Aim of the task: Set the data down again, exactly as it reads, but without the pictures.

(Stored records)

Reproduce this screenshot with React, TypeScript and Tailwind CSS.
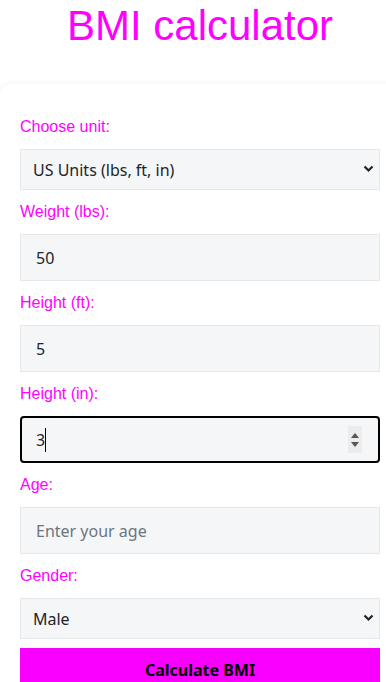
import React, { useState } from 'react';

const labelCls = "block h-[18px] leading-[18px] mb-[13px] text-[16px] text-[#ff00ff] font-['Liberation_Sans',Arial,sans-serif]";
const fieldCls = "block w-[360px] bg-[#f5f6f8] border border-[#e6e7e9] text-[16px] text-[#212529] outline-none font-['Noto_Sans',sans-serif]";

const App: React.FC = () => {
  const [unit, setUnit] = useState('us');
  const [weight, setWeight] = useState('50');
  const [feet, setFeet] = useState('5');
  const [inches, setInches] = useState('3');
  const [age, setAge] = useState('');
  const [gender, setGender] = useState('male');

  return (
    <div className="min-h-screen bg-white overflow-hidden">
      <div className="w-[400px]">
        <h1 className="pt-[2px] text-center text-[42px] leading-[48px] text-[#ff00ff] font-['Liberation_Sans',Arial,sans-serif]">
          BMI calculator
        </h1>

        <div className="mt-[34px] w-[400px] rounded-xl bg-white shadow-[0_0_8px_rgba(0,0,0,0.05)] px-5 pt-[34px] pb-5">
          <label className={labelCls}>Choose unit:</label>
          <div className="relative mb-[13px]">
            <select value={unit} onChange={e => setUnit(e.target.value)}
              className={`${fieldCls} h-[41px] pl-3 appearance-none`}>
              <option value="us">US Units (lbs, ft, in)</option>
              <option value="metric">Metric Units (kg, cm)</option>
            </select>
            <svg className="absolute right-[6px] top-[16px] pointer-events-none" width="11" height="8" viewBox="0 0 11 8">
              <path d="M1.5 1.5 L5.5 5.5 L9.5 1.5" stroke="#222" strokeWidth="2.2" fill="none" />
            </svg>
          </div>

          <label className={labelCls}>Weight (lbs):</label>
          <input type="text" value={weight} onChange={e => setWeight(e.target.value)}
            className={`${fieldCls} h-[47px] px-[15px] mb-[13px]`} />

          <label className={labelCls}>Height (ft):</label>
          <input type="text" value={feet} onChange={e => setFeet(e.target.value)}
            className={`${fieldCls} h-[47px] px-[15px] mb-[13px]`} />

          <label className={labelCls}>Height (in):</label>
          <div className="relative mb-[13px]">
            <input type="text" value={inches} onChange={e => setInches(e.target.value)}
              className={`${fieldCls} h-[47px] px-[14px] border-2 border-black rounded-[4px]`} />
            <span className="absolute left-[25px] top-[12px] w-px h-[24px] bg-black" />
            <div className="absolute right-[18px] top-[10px] w-[14px] h-[27px] bg-[#ececec] flex flex-col items-center justify-center gap-[4px] pointer-events-none">
              <svg width="8" height="5" viewBox="0 0 8 5"><path d="M0 5 L4 0 L8 5 Z" fill="#555" /></svg>
              <svg width="8" height="5" viewBox="0 0 8 5"><path d="M0 0 L4 5 L8 0 Z" fill="#555" /></svg>
            </div>
          </div>

          <label className={labelCls}>Age:</label>
          <input type="text" value={age} onChange={e => setAge(e.target.value)} placeholder="Enter your age"
            className={`${fieldCls} h-[47px] px-[15px] mb-[13px] placeholder:text-[#6c757d]`} />

          <label className={labelCls}>Gender:</label>
          <div className="relative mb-[9px]">
            <select value={gender} onChange={e => setGender(e.target.value)}
              className={`${fieldCls} h-[41px] pl-3 appearance-none`}>
              <option value="male">Male</option>
              <option value="female">Female</option>
            </select>
            <svg className="absolute right-[6px] top-[16px] pointer-events-none" width="11" height="8" viewBox="0 0 11 8">
              <path d="M1.5 1.5 L5.5 5.5 L9.5 1.5" stroke="#222" strokeWidth="2.2" fill="none" />
            </svg>
          </div>

          <button className="block w-[360px] h-[44px] bg-[#f700ff] text-black text-[16px] font-bold font-['Noto_Sans',sans-serif]">
            Calculate BMI
          </button>
        </div>
      </div>
    </div>
  );
};

export default App;
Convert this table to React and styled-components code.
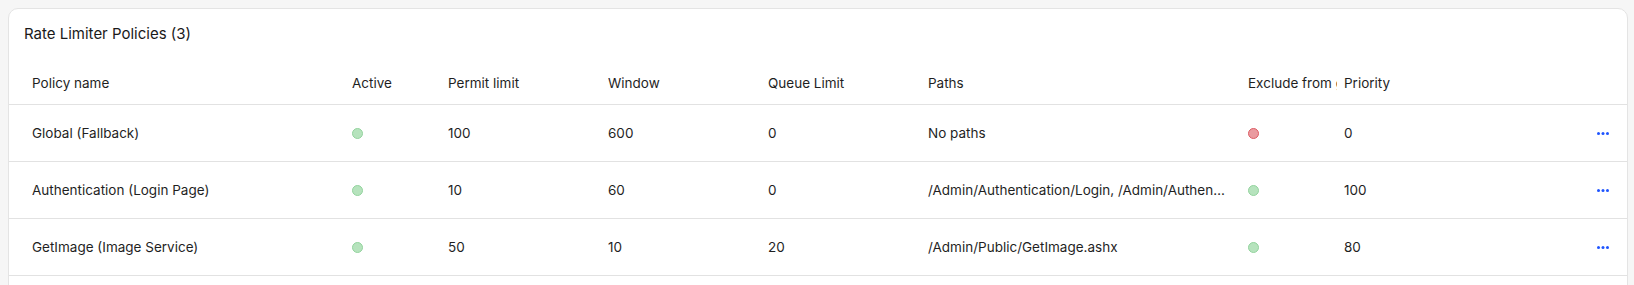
import styled, { createGlobalStyle } from "styled-components";

const Global = createGlobalStyle`
  body {
    margin: 0;
    background: #f6f6f6;
    font-family: Inter, "Liberation Sans", sans-serif;
    color: #1f1f1f;
  }
`;

const Page = styled.div`
  padding: 8px 6px 0 8px;
`;

const Card = styled.div`
  background: #fff;
  border: 1px solid #e4e4e4;
  border-radius: 10px;
  overflow: hidden;
  padding-bottom: 40px;
`;

const Title = styled.h2`
  margin: 0;
  padding: 15px 15px 18px;
  font-size: 15px;
  line-height: 20px;
  font-weight: 400;
  color: #1a1a1a;
`;

const cols = "320px 96px 160px 160px 160px 320px 96px 1fr 40px";

const Row = styled.div`
  display: grid;
  grid-template-columns: ${cols};
  align-items: center;
  height: ${(p) => (p.$head ? "42px" : "56px")};
  padding-left: 23px;
  padding-right: 18px;
  border-bottom: 1px solid #e2e2e2;
  font-size: 13.5px;
`;

const Cell = styled.div`
  white-space: nowrap;
  overflow: hidden;
  text-overflow: ${(p) => (p.$ellipsis ? "ellipsis" : "clip")};
  margin-right: ${(p) => p.$gap || 0}px;
`;

const Dot = styled.span`
  display: block;
  width: 9px;
  height: 9px;
  border-radius: 50%;
  background: ${(p) => (p.$on ? "#b6e3bd" : "#ea9ba0")};
  border: 1px solid ${(p) => (p.$on ? "#92d39d" : "#dc5d64")};
`;

const Actions = styled.div`
  display: flex;
  justify-content: flex-end;
`;

const More = () => (
  <svg width="12" height="3" viewBox="0 0 12 3">
    <circle cx="1.5" cy="1.5" r="1.5" fill="#1f55ff" />
    <circle cx="6" cy="1.5" r="1.5" fill="#1f55ff" />
    <circle cx="10.5" cy="1.5" r="1.5" fill="#1f55ff" />
  </svg>
);

const policies = [
  { name: "Global (Fallback)", active: true, permit: 100, window: 600, queue: 0, paths: "No paths", exclude: false, priority: 0 },
  { name: "Authentication (Login Page)", active: true, permit: 10, window: 60, queue: 0, paths: "/Admin/Authentication/Login, /Admin/Authentication/Logout", exclude: true, priority: 100 },
  { name: "GetImage (Image Service)", active: true, permit: 50, window: 10, queue: 20, paths: "/Admin/Public/GetImage.ashx", exclude: true, priority: 80 },
];

export default function App() {
  return (
    <Page>
      <Global />
      <Card>
        <Title>Rate Limiter Policies ({policies.length})</Title>
        <Row $head>
          <Cell>Policy name</Cell>
          <Cell>Active</Cell>
          <Cell>Permit limit</Cell>
          <Cell>Window</Cell>
          <Cell>Queue Limit</Cell>
          <Cell>Paths</Cell>
          <Cell $gap={7}>Exclude from global</Cell>
          <Cell>Priority</Cell>
          <Cell />
        </Row>
        {policies.map((p) => (
          <Row key={p.name}>
            <Cell>{p.name}</Cell>
            <Cell><Dot $on={p.active} /></Cell>
            <Cell>{p.permit}</Cell>
            <Cell>{p.window}</Cell>
            <Cell>{p.queue}</Cell>
            <Cell $ellipsis $gap={22}>{p.paths}</Cell>
            <Cell><Dot $on={p.exclude} /></Cell>
            <Cell>{p.priority}</Cell>
            <Actions><More /></Actions>
          </Row>
        ))}
      </Card>
    </Page>
  );
}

Response for this exercise:
Reproduce this screenshot with React, TypeScript and Tailwind CSS.
import React, { useState } from 'react';

const labelCls = "block h-[18px] leading-[18px] mb-[13px] text-[16px] text-[#ff00ff] font-['Liberation_Sans',Arial,sans-serif]";
const fieldCls = "block w-[360px] bg-[#f5f6f8] border border-[#e6e7e9] text-[16px] text-[#212529] outline-none font-['Noto_Sans',sans-serif]";

const App: React.FC = () => {
  const [unit, setUnit] = useState('us');
  const [weight, setWeight] = useState('50');
  const [feet, setFeet] = useState('5');
  const [inches, setInches] = useState('3');
  const [age, setAge] = useState('');
  const [gender, setGender] = useState('male');

  return (
    <div className="min-h-screen bg-white overflow-hidden">
      <div className="w-[400px]">
        <h1 className="pt-[2px] text-center text-[42px] leading-[48px] text-[#ff00ff] font-['Liberation_Sans',Arial,sans-serif]">
          BMI calculator
        </h1>

        <div className="mt-[34px] w-[400px] rounded-xl bg-white shadow-[0_0_8px_rgba(0,0,0,0.05)] px-5 pt-[34px] pb-5">
          <label className={labelCls}>Choose unit:</label>
          <div className="relative mb-[13px]">
            <select value={unit} onChange={e => setUnit(e.target.value)}
              className={`${fieldCls} h-[41px] pl-3 appearance-none`}>
              <option value="us">US Units (lbs, ft, in)</option>
              <option value="metric">Metric Units (kg, cm)</option>
            </select>
            <svg className="absolute right-[6px] top-[16px] pointer-events-none" width="11" height="8" viewBox="0 0 11 8">
              <path d="M1.5 1.5 L5.5 5.5 L9.5 1.5" stroke="#222" strokeWidth="2.2" fill="none" />
            </svg>
          </div>

          <label className={labelCls}>Weight (lbs):</label>
          <input type="text" value={weight} onChange={e => setWeight(e.target.value)}
            className={`${fieldCls} h-[47px] px-[15px] mb-[13px]`} />

          <label className={labelCls}>Height (ft):</label>
          <input type="text" value={feet} onChange={e => setFeet(e.target.value)}
            className={`${fieldCls} h-[47px] px-[15px] mb-[13px]`} />

          <label className={labelCls}>Height (in):</label>
          <div className="relative mb-[13px]">
            <input type="text" value={inches} onChange={e => setInches(e.target.value)}
              className={`${fieldCls} h-[47px] px-[14px] border-2 border-black rounded-[4px]`} />
            <span className="absolute left-[25px] top-[12px] w-px h-[24px] bg-black" />
            <div className="absolute right-[18px] top-[10px] w-[14px] h-[27px] bg-[#ececec] flex flex-col items-center justify-center gap-[4px] pointer-events-none">
              <svg width="8" height="5" viewBox="0 0 8 5"><path d="M0 5 L4 0 L8 5 Z" fill="#555" /></svg>
              <svg width="8" height="5" viewBox="0 0 8 5"><path d="M0 0 L4 5 L8 0 Z" fill="#555" /></svg>
            </div>
          </div>

          <label className={labelCls}>Age:</label>
          <input type="text" value={age} onChange={e => setAge(e.target.value)} placeholder="Enter your age"
            className={`${fieldCls} h-[47px] px-[15px] mb-[13px] placeholder:text-[#6c757d]`} />

          <label className={labelCls}>Gender:</label>
          <div className="relative mb-[9px]">
            <select value={gender} onChange={e => setGender(e.target.value)}
              className={`${fieldCls} h-[41px] pl-3 appearance-none`}>
              <option value="male">Male</option>
              <option value="female">Female</option>
            </select>
            <svg className="absolute right-[6px] top-[16px] pointer-events-none" width="11" height="8" viewBox="0 0 11 8">
              <path d="M1.5 1.5 L5.5 5.5 L9.5 1.5" stroke="#222" strokeWidth="2.2" fill="none" />
            </svg>
          </div>

          <button className="block w-[360px] h-[44px] bg-[#f700ff] text-black text-[16px] font-bold font-['Noto_Sans',sans-serif]">
            Calculate BMI
          </button>
        </div>
      </div>
    </div>
  );
};

export default App;
Convert this table to React and styled-components code.
import styled, { createGlobalStyle } from "styled-components";

const Global = createGlobalStyle`
  body {
    margin: 0;
    background: #f6f6f6;
    font-family: Inter, "Liberation Sans", sans-serif;
    color: #1f1f1f;
  }
`;

const Page = styled.div`
  padding: 8px 6px 0 8px;
`;

const Card = styled.div`
  background: #fff;
  border: 1px solid #e4e4e4;
  border-radius: 10px;
  overflow: hidden;
  padding-bottom: 40px;
`;

const Title = styled.h2`
  margin: 0;
  padding: 15px 15px 18px;
  font-size: 15px;
  line-height: 20px;
  font-weight: 400;
  color: #1a1a1a;
`;

const cols = "320px 96px 160px 160px 160px 320px 96px 1fr 40px";

const Row = styled.div`
  display: grid;
  grid-template-columns: ${cols};
  align-items: center;
  height: ${(p) => (p.$head ? "42px" : "56px")};
  padding-left: 23px;
  padding-right: 18px;
  border-bottom: 1px solid #e2e2e2;
  font-size: 13.5px;
`;

const Cell = styled.div`
  white-space: nowrap;
  overflow: hidden;
  text-overflow: ${(p) => (p.$ellipsis ? "ellipsis" : "clip")};
  margin-right: ${(p) => p.$gap || 0}px;
`;

const Dot = styled.span`
  display: block;
  width: 9px;
  height: 9px;
  border-radius: 50%;
  background: ${(p) => (p.$on ? "#b6e3bd" : "#ea9ba0")};
  border: 1px solid ${(p) => (p.$on ? "#92d39d" : "#dc5d64")};
`;

const Actions = styled.div`
  display: flex;
  justify-content: flex-end;
`;

const More = () => (
  <svg width="12" height="3" viewBox="0 0 12 3">
    <circle cx="1.5" cy="1.5" r="1.5" fill="#1f55ff" />
    <circle cx="6" cy="1.5" r="1.5" fill="#1f55ff" />
    <circle cx="10.5" cy="1.5" r="1.5" fill="#1f55ff" />
  </svg>
);

const policies = [
  { name: "Global (Fallback)", active: true, permit: 100, window: 600, queue: 0, paths: "No paths", exclude: false, priority: 0 },
  { name: "Authentication (Login Page)", active: true, permit: 10, window: 60, queue: 0, paths: "/Admin/Authentication/Login, /Admin/Authentication/Logout", exclude: true, priority: 100 },
  { name: "GetImage (Image Service)", active: true, permit: 50, window: 10, queue: 20, paths: "/Admin/Public/GetImage.ashx", exclude: true, priority: 80 },
];

export default function App() {
  return (
    <Page>
      <Global />
      <Card>
        <Title>Rate Limiter Policies ({policies.length})</Title>
        <Row $head>
          <Cell>Policy name</Cell>
          <Cell>Active</Cell>
          <Cell>Permit limit</Cell>
          <Cell>Window</Cell>
          <Cell>Queue Limit</Cell>
          <Cell>Paths</Cell>
          <Cell $gap={7}>Exclude from global</Cell>
          <Cell>Priority</Cell>
          <Cell />
        </Row>
        {policies.map((p) => (
          <Row key={p.name}>
            <Cell>{p.name}</Cell>
            <Cell><Dot $on={p.active} /></Cell>
            <Cell>{p.permit}</Cell>
            <Cell>{p.window}</Cell>
            <Cell>{p.queue}</Cell>
            <Cell $ellipsis $gap={22}>{p.paths}</Cell>
            <Cell><Dot $on={p.exclude} /></Cell>
            <Cell>{p.priority}</Cell>
            <Actions><More /></Actions>
          </Row>
        ))}
      </Card>
    </Page>
  );
}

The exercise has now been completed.